The economic pressures on Egypt have intensified in recent months. Inflation has risen to record levels, drastically reducing purchasing power and straining household budgets. At the same time, the Egyptian pound’s depreciation has increased the cost of essential imports, compounding difficulties for a nation heavily reliant on foreign goods.
A significant blow to the economy has come from the Suez Canal, which experienced a dramatic drop in revenues of over 60% in 2024. This decline, amounting to losses exceeding $7 billion, is largely attributed to heightened regional instability. Attacks on Red Sea shipping routes by Yemen’s Houthis have diverted maritime traffic, undercutting one of Egypt’s primary sources of foreign exchange.
As part of the IMF agreement, Egypt has committed to a series of reforms to stabilize its economy. The government plans to increase its tax-to-revenue ratio by eliminating tax exemptions, creating fiscal space for expanded social spending aimed at protecting the most vulnerable.
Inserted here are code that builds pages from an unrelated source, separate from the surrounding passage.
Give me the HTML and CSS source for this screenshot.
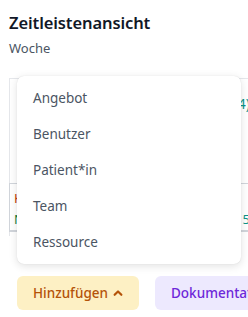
FILE: index.html
```html
<!DOCTYPE html>
<html lang="de">
<head>
    <meta charset="UTF-8">
    <meta name="viewport" content="width=device-width, initial-scale=1.0">
    <title>Zeitleistenansicht</title>
    <link rel="stylesheet" href="styles.css">
</head>
<body>
    <div class="page">
        <div class="header">
            <h1>Zeitleistenansicht</h1>
            <div class="subtitle">Woche</div>
        </div>

        <div class="card">
            <div class="card-head">
                <span class="count">Termine (4)</span>
            </div>
            <div class="table">
                <div class="row orange">
                    <span>Kontakt</span>
                    <span></span>
                </div>
                <div class="row green">
                    <span>Notiz</span>
                    <span class="num">5</span>
                </div>
            </div>
        </div>

        <div class="actions">
            <div class="add-wrap">
                <button class="btn add">
                    Hinzufügen
                    <svg class="caret" width="11" height="10" viewBox="0 0 11 10">
                        <path d="M1.8 7 L5.5 3.3 L9.2 7" fill="none" stroke="currentColor" stroke-width="2.4" stroke-linecap="round" stroke-linejoin="round"/>
                    </svg>
                </button>
                <div class="menu">
                    <div class="menu-item">Angebot</div>
                    <div class="menu-item">Benutzer</div>
                    <div class="menu-item">Patient*in</div>
                    <div class="menu-item">Team</div>
                    <div class="menu-item">Ressource</div>
                </div>
            </div>
            <button class="btn doc">Dokumentation</button>
        </div>
    </div>
</body>
</html>
```

FILE: styles.css
```css
* {
    margin: 0;
    padding: 0;
    box-sizing: border-box;
}

body {
    font-family: 'Noto Sans', 'Open Sans', sans-serif;
    background: #ffffff;
    color: #111827;
    width: 248px;
    height: 317px;
    overflow: hidden;
}

.page {
    padding: 11px 0 0 9px;
    width: 400px;
}

.header h1 {
    font-size: 16.5px;
    font-weight: 600;
    line-height: 24px;
    letter-spacing: -0.1px;
    color: #111827;
}

.subtitle {
    margin-top: 4px;
    font-size: 13px;
    line-height: 18px;
    color: #4b5563;
}

.card {
    margin-top: 21px;
    width: 300px;
    border-top: 1px solid #e5e7eb;
    border-left: 1px solid #e5e7eb;
    padding-bottom: 4px;
}

.card-head {
    height: 104px;
    padding: 15px 59px 0 0;
    display: flex;
    justify-content: flex-end;
}

.count {
    font-size: 14px;
    color: #0d9488;
}

.table {
    border: 1px solid #d1d5db;
    border-right: none;
    width: 300px;
    margin-left: -1px;
}

.row {
    display: flex;
    justify-content: space-between;
    height: 21px;
    align-items: center;
    padding: 0 59px 0 4px;
    font-size: 13px;
}

.row:first-child {
    margin-top: 3px;
}

.row:last-child {
    border-bottom: 1px solid #d1d5db;
    height: 23px;
}

.row.orange {
    color: #c2410c;
}

.row.green {
    color: #15803d;
}

.row .num {
    color: #0d9488;
}

.actions {
    margin-top: 40px;
    padding-left: 8px;
    display: flex;
    gap: 16px;
}

.add-wrap {
    position: relative;
}

.btn {
    height: 34px;
    border: none;
    border-radius: 6px;
    font-family: inherit;
    font-size: 13.5px;
    font-weight: 500;
    padding: 0 16px;
    display: flex;
    align-items: center;
    gap: 5px;
    white-space: nowrap;
}

.btn.add {
    background: #fdf0c4;
    color: #b45309;
    width: 122px;
}

.btn.doc {
    background: #ede9fe;
    color: #6d28d9;
}

.menu {
    position: absolute;
    left: 0;
    bottom: 46px;
    width: 224px;
    background: #ffffff;
    border-radius: 7px;
    box-shadow: 0 2px 8px rgba(0, 0, 0, 0.12), 0 0 1px rgba(0, 0, 0, 0.15);
    padding: 4px 0;
}

.menu-item {
    height: 36px;
    line-height: 36px;
    padding-left: 16px;
    font-size: 13.5px;
    color: #4b5563;
}
```
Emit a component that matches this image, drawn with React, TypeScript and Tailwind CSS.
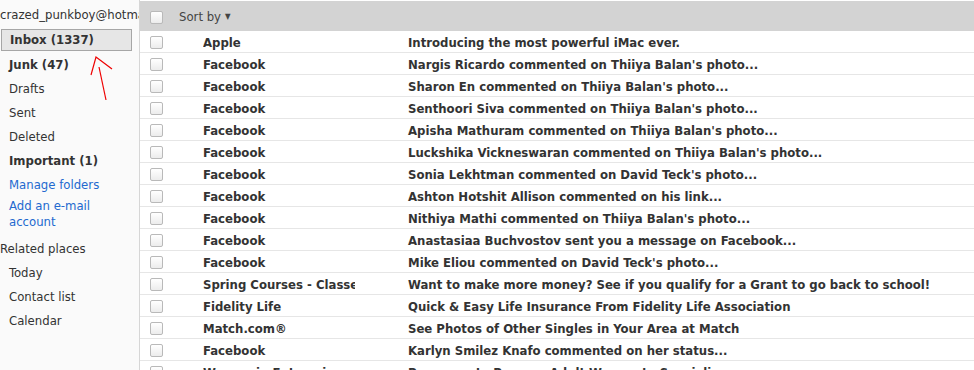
import React from "react"

const rows: { from: string; subject: string }[] = [
    { from: "Apple", subject: "Introducing the most powerful iMac ever." },
    { from: "Facebook", subject: "Nargis Ricardo commented on Thiiya Balan's photo..." },
    { from: "Facebook", subject: "Sharon En commented on Thiiya Balan's photo..." },
    { from: "Facebook", subject: "Senthoori Siva commented on Thiiya Balan's photo..." },
    { from: "Facebook", subject: "Apisha Mathuram commented on Thiiya Balan's photo..." },
    { from: "Facebook", subject: "Luckshika Vickneswaran commented on Thiiya Balan's photo..." },
    { from: "Facebook", subject: "Sonia Lekhtman commented on David Teck's photo..." },
    { from: "Facebook", subject: "Ashton Hotshit Allison commented on his link..." },
    { from: "Facebook", subject: "Nithiya Mathi commented on Thiiya Balan's photo..." },
    { from: "Facebook", subject: "Anastasiaa Buchvostov sent you a message on Facebook..." },
    { from: "Facebook", subject: "Mike Eliou commented on David Teck's photo..." },
    { from: "Spring Courses - Classes", subject: "Want to make more money? See if you qualify for a Grant to go back to school!" },
    { from: "Fidelity Life", subject: "Quick & Easy Life Insurance From Fidelity Life Association" },
    { from: "Match.com®", subject: "See Photos of Other Singles in Your Area at Match" },
    { from: "Facebook", subject: "Karlyn Smilez Knafo commented on her status..." },
    { from: "Women in Enterprise", subject: "Programs to Prepare Adult Women to Specialize" },
]

function Check() {
    return <div className="w-[13px] h-[13px] rounded-[2px] border border-[#b9b9b9] bg-gradient-to-b from-white to-[#ececec] shrink-0" />
}

export default function App() {
    const font = { fontFamily: "'DejaVu Sans Condensed', 'DejaVu Sans', sans-serif" }
    return (
        <div className="relative w-[974px] h-[370px] overflow-hidden bg-white flex text-[13px]" style={font}>
            {/* folder pane */}
            <div className="w-[140px] shrink-0 bg-[#fafafa] border-r border-[#d6d6d6] text-[#333] overflow-hidden">
                <div className="h-[29px] leading-[30px] whitespace-nowrap text-[#333]">crazed_punkboy@hotmail.com</div>
                <div className="ml-px w-[131px] h-[22px] leading-[20px] pl-2 bg-[#e6e6e6] border border-[#a6a6a6] font-bold">Inbox (1337)</div>
                <div className="pl-[9px] leading-6 mt-[2px]">
                    <div className="font-bold">Junk (47)</div>
                    <div>Drafts</div>
                    <div>Sent</div>
                    <div>Deleted</div>
                    <div className="font-bold">Important (1)</div>
                    <div className="text-[#2369cf]">Manage folders</div>
                    <div className="text-[#2369cf] leading-4 pt-px pb-[6px]">Add an e-mail<br />account</div>
                </div>
                <div className="leading-6 mt-px">Related places</div>
                <div className="pl-[9px] leading-6">
                    <div>Today</div>
                    <div>Contact list</div>
                    <div>Calendar</div>
                </div>
            </div>

            {/* message list */}
            <div className="flex-1 flex flex-col">
                <div className="h-[30px] shrink-0 mt-px pt-[2px] bg-[#d3d3d3] flex items-center pl-[10px] gap-[16px] text-[#444]">
                    <Check />
                    <span className="flex items-center gap-1">Sort by <span className="text-[8px]">▼</span></span>
                </div>
                {rows.map((r, i) => (
                    <div key={i} className="h-[22px] shrink-0 pt-[2px] flex items-center border-b border-[#e6e6e6] pl-[10px] font-bold text-[#333]">
                        <Check />
                        <div className="ml-[40px] w-[152px] overflow-hidden whitespace-nowrap">{r.from}</div>
                        <div className="ml-[53px] whitespace-nowrap">{r.subject}</div>
                    </div>
                ))}
            </div>

            {/* hand-drawn arrow */}
            <svg className="absolute left-0 top-0 pointer-events-none" width="140" height="110">
                <path d="M112 69 L96 57 L91 75" stroke="#e00" strokeWidth="1.2" fill="none" />
                <path d="M99 67 L106 100" stroke="#e00" strokeWidth="1.2" fill="none" />
            </svg>
        </div>
    )
}
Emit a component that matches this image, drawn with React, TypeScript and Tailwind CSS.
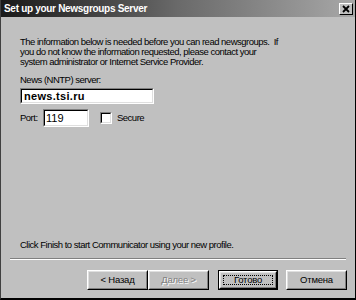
const FONT = { fontFamily: '"Liberation Sans", Arial, sans-serif' };

function Sunken({ className, children }: { className: string; children?: React.ReactNode }) {
  return (
    <div className={"border border-t-[#808080] border-l-[#808080] border-b-white border-r-white " + className}>
      <div className="h-full w-full border border-t-black border-l-black border-b-[#dfdfdf] border-r-[#dfdfdf] bg-white">
        {children}
      </div>
    </div>
  );
}

function Button({
  label,
  disabled,
  isDefault,
  className,
}: {
  label: string;
  disabled?: boolean;
  isDefault?: boolean;
  className: string;
}) {
  const face = (
    <div className="h-full w-full border border-t-white border-l-white border-b-black border-r-black">
      <div className="relative flex h-full w-full items-center justify-center border border-t-[#dfdfdf] border-l-[#dfdfdf] border-b-[#808080] border-r-[#808080]">
        {disabled ? (
          <span className="text-[#808080] [text-shadow:1px_1px_0_#ffffff]">{label}</span>
        ) : (
          <span>{label}</span>
        )}
        {isDefault && <span className="absolute inset-[2px] border border-dotted border-black" />}
      </div>
    </div>
  );
  if (isDefault) {
    return <div className={"border border-black " + className}>{face}</div>;
  }
  return <div className={className}>{face}</div>;
}

export default function App() {
  return (
    <div
      style={FONT}
      className="flex h-[300px] w-[356px] flex-col overflow-hidden border-l border-b-2 border-r border-l-[#404040] border-b-black border-r-black bg-[#c0c0c0] text-[9.5px] tracking-[-0.5px] text-black"
    >
      {/* title bar */}
      <div className="flex h-[17px] shrink-0 items-center justify-between bg-gradient-to-r from-[#1a1a1a] via-[#6a6a6a] to-[#a8a8a8] pl-[3px] pr-[2px]">
        <span className="whitespace-nowrap text-[10px] font-bold tracking-[-0.3px] text-white">Set up your Newsgroups Server</span>
        <div className="h-[12px] w-[14px] border border-t-white border-l-white border-b-black border-r-black bg-[#c0c0c0]">
          <svg viewBox="0 0 12 10" className="h-full w-full">
            <path d="M3 2 L9 8 M9 2 L3 8" stroke="black" strokeWidth="1.8" />
          </svg>
        </div>
      </div>

      <div className="flex shrink-0 flex-col px-[19px]">
        <p className="mt-[20px] whitespace-nowrap leading-[10px]">
          The information below is needed before you can read newsgroups.&nbsp; If
          <br />
          you do not know the information requested, please contact your
          <br />
          system administrator or Internet Service Provider.
        </p>

        <div className="mt-[8px] leading-[10px]">News (NNTP) server:</div>
        <Sunken className="mt-[3px] h-[16px] w-[134px]">
          <div className="pl-[2px] text-[11px] font-bold leading-[13px] tracking-[0.3px]">news.tsi.ru</div>
        </Sunken>

        <div className="mt-[5px] flex items-center">
          <span className="w-[23px]">Port:</span>
          <Sunken className="h-[18px] w-[46px]">
            <div className="pl-[1px] text-[11px] leading-[15px] tracking-normal">119</div>
          </Sunken>
          <Sunken className="ml-[11px] h-[12px] w-[12px]" />
          <span className="ml-[5px]">Secure</span>
        </div>

        <div className="mt-[113px] whitespace-nowrap leading-[10px]">
          Click Finish to start Communicator using your new profile.
        </div>
      </div>

      <div className="mx-[9px] mt-[8px] shrink-0 border-t border-b border-t-[#808080] border-b-white" />

      <div className="mt-[10px] flex shrink-0 pl-[86px] tracking-[-0.2px]">
        <Button label="< Назад" className="h-[20px] w-[61px]" />
        <Button label="Далее >" disabled className="h-[20px] w-[61px]" />
        <Button label="Готово" isDefault className="ml-[9px] h-[20px] w-[60px]" />
        <Button label="Отмена" className="ml-[8px] h-[20px] w-[61px]" />
      </div>
    </div>
  );
}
Additionally, the IMF has emphasized the need for a flexible exchange rate and accelerated privatization of state-owned enterprises to foster private-sector growth and attract foreign investment.
The anticipated $1.2 billion disbursement offers temporary relief, but long-term economic stability will depend on Egypt’s ability to implement these structural reforms. The government faces the dual challenge of navigating the immediate crisis while building a foundation for sustainable growth. The path forward requires balancing domestic pressures with its commitments to the IMF, ensuring that reforms deliver tangible benefits to the population.